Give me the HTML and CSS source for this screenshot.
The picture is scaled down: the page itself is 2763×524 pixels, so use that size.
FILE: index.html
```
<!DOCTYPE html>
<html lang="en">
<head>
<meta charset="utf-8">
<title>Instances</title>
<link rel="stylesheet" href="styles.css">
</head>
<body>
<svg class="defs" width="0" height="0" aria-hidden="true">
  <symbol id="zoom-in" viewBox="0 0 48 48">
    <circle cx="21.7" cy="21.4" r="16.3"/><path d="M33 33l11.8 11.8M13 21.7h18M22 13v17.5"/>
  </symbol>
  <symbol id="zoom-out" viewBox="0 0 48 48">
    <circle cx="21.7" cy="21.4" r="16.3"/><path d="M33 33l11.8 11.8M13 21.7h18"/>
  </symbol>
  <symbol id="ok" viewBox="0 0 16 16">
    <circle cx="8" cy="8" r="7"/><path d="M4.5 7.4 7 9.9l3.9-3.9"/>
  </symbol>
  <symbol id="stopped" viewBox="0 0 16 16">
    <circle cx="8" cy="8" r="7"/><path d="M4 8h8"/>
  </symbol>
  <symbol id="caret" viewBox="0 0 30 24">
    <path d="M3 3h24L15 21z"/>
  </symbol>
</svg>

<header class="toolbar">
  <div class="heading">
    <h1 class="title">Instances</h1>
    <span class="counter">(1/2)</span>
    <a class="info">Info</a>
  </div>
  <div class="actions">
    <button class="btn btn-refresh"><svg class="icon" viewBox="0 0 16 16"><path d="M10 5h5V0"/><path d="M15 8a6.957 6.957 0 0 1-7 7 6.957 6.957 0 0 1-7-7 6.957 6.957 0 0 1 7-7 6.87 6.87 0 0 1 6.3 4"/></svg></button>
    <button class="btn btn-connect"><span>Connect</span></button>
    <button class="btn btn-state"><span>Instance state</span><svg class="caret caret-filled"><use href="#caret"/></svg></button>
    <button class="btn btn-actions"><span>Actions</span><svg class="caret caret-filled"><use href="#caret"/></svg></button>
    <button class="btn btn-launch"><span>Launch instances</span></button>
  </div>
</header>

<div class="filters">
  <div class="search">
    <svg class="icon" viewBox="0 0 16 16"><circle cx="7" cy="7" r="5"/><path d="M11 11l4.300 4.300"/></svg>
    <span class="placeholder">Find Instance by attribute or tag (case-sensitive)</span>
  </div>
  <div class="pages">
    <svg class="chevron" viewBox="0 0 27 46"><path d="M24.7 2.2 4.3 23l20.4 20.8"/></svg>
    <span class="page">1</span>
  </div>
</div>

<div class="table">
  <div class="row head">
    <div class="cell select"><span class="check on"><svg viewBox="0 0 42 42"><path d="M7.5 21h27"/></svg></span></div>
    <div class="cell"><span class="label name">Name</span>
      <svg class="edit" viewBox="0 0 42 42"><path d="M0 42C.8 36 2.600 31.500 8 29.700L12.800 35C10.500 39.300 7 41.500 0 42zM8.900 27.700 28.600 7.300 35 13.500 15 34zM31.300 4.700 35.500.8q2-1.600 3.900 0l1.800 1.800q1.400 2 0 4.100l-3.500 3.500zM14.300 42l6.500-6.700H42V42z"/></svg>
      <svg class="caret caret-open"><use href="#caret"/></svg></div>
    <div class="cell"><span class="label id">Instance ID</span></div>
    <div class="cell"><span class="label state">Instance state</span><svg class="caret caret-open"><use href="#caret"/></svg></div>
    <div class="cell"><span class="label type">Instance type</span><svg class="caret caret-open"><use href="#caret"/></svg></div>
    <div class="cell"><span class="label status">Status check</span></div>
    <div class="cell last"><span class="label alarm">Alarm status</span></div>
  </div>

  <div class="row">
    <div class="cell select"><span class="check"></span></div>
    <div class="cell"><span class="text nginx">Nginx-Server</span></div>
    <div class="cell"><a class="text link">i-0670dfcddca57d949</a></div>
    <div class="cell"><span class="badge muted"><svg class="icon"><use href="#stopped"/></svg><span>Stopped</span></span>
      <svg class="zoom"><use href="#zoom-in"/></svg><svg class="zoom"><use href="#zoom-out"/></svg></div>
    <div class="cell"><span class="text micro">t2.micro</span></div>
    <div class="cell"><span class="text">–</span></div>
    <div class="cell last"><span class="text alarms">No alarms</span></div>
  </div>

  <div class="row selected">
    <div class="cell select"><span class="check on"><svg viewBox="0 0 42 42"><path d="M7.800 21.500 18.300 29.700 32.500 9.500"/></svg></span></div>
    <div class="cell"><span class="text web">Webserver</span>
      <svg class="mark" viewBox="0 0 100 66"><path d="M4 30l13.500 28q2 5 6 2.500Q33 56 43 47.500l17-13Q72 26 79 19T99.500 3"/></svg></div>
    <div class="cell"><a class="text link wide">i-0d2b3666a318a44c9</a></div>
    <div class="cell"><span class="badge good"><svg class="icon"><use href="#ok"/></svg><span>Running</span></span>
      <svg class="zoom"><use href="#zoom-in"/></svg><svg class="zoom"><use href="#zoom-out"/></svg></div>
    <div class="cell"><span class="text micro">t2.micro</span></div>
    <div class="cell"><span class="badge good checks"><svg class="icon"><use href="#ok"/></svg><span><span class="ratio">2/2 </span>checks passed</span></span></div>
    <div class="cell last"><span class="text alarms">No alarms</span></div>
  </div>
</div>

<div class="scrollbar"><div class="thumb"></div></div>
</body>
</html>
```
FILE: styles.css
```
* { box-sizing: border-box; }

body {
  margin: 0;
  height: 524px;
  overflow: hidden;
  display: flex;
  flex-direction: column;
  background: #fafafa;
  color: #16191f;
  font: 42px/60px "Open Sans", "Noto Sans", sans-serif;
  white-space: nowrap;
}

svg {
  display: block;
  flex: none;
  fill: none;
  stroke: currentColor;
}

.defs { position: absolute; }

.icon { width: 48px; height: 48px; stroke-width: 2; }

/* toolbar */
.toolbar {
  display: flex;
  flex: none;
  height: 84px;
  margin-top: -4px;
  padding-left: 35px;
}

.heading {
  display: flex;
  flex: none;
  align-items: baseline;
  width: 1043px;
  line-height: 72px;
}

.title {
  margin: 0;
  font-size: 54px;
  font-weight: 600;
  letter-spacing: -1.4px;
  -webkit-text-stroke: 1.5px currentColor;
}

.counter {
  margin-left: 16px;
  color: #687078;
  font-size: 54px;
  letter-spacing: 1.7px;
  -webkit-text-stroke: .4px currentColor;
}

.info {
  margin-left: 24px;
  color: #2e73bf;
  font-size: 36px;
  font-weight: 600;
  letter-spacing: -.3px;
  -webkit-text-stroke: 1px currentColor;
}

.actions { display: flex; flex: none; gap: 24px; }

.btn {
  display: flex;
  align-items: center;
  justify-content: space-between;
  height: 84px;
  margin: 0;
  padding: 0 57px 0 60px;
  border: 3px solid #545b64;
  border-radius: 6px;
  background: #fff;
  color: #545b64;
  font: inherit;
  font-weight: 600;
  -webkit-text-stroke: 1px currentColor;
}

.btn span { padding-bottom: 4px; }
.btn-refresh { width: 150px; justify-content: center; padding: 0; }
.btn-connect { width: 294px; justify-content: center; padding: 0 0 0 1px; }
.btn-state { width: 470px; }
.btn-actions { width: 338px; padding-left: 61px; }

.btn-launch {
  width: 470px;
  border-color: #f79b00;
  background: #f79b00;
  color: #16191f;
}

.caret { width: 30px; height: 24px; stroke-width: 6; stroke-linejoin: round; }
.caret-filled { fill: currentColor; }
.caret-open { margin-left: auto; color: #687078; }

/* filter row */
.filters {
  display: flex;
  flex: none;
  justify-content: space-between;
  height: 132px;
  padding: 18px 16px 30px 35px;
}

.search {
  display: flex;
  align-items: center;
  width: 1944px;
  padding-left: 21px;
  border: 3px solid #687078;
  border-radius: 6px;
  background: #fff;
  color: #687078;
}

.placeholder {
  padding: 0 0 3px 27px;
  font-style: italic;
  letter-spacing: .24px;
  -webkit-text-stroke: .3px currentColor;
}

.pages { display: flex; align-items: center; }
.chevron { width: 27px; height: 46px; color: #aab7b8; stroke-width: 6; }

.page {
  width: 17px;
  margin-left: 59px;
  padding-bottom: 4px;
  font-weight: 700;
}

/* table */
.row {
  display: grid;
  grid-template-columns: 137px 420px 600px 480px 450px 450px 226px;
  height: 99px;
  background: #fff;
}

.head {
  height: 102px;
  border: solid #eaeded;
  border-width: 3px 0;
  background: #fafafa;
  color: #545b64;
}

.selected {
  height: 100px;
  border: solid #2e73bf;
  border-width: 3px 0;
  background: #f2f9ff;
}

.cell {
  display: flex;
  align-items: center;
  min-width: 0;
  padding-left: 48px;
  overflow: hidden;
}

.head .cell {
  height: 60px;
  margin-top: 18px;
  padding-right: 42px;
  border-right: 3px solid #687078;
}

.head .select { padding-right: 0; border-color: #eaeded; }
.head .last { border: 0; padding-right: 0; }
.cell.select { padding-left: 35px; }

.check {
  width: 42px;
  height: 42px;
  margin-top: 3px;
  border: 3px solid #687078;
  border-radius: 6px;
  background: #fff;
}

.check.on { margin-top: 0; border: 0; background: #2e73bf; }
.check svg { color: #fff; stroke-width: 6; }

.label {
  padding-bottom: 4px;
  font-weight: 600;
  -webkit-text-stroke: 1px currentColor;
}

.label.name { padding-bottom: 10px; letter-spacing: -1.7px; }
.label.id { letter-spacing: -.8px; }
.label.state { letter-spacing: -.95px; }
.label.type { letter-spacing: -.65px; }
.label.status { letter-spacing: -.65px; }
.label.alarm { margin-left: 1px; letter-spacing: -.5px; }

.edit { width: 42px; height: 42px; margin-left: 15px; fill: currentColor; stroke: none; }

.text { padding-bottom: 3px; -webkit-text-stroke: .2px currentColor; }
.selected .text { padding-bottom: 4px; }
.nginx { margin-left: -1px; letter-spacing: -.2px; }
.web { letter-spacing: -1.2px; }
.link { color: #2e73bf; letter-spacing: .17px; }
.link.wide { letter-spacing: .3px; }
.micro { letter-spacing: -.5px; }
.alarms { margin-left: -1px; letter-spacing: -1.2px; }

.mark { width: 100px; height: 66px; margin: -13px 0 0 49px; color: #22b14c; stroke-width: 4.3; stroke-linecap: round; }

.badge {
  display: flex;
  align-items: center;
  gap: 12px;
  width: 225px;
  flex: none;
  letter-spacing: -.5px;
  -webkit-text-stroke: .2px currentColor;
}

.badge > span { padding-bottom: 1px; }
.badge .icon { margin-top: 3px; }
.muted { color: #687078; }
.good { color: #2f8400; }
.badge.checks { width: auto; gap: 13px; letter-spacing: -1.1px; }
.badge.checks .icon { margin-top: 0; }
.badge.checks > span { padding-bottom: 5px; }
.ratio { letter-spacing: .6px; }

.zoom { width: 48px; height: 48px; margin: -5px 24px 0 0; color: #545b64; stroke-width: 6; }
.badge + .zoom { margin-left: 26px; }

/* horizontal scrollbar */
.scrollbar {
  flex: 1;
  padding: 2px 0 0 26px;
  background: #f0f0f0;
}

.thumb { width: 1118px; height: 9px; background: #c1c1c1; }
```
==
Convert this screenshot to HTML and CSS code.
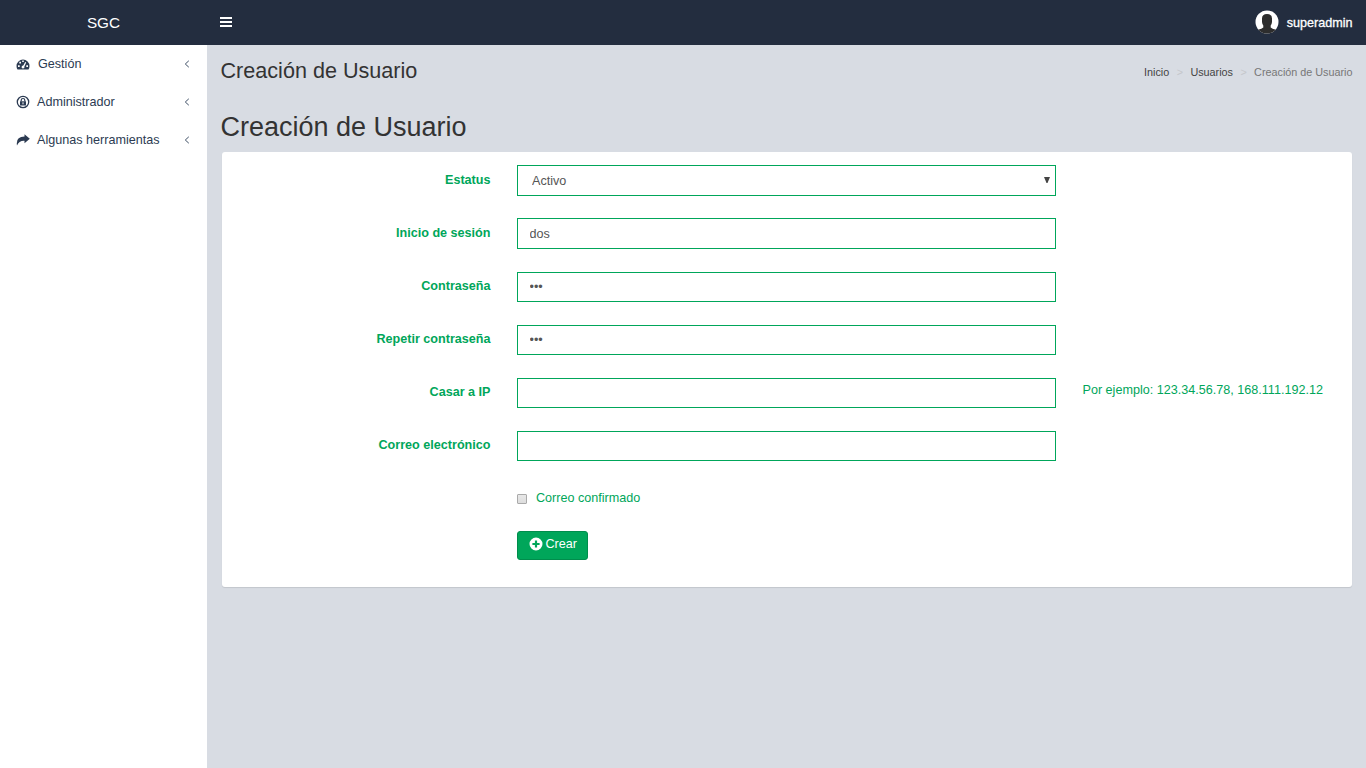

» **WHAT TO DO**
Where a line contains the string "screenshot", extract that line.

» **ANSWER TO THIS PROBLEM**
Give me the HTML and CSS source for this screenshot.
Convert this screenshot to HTML and CSS code.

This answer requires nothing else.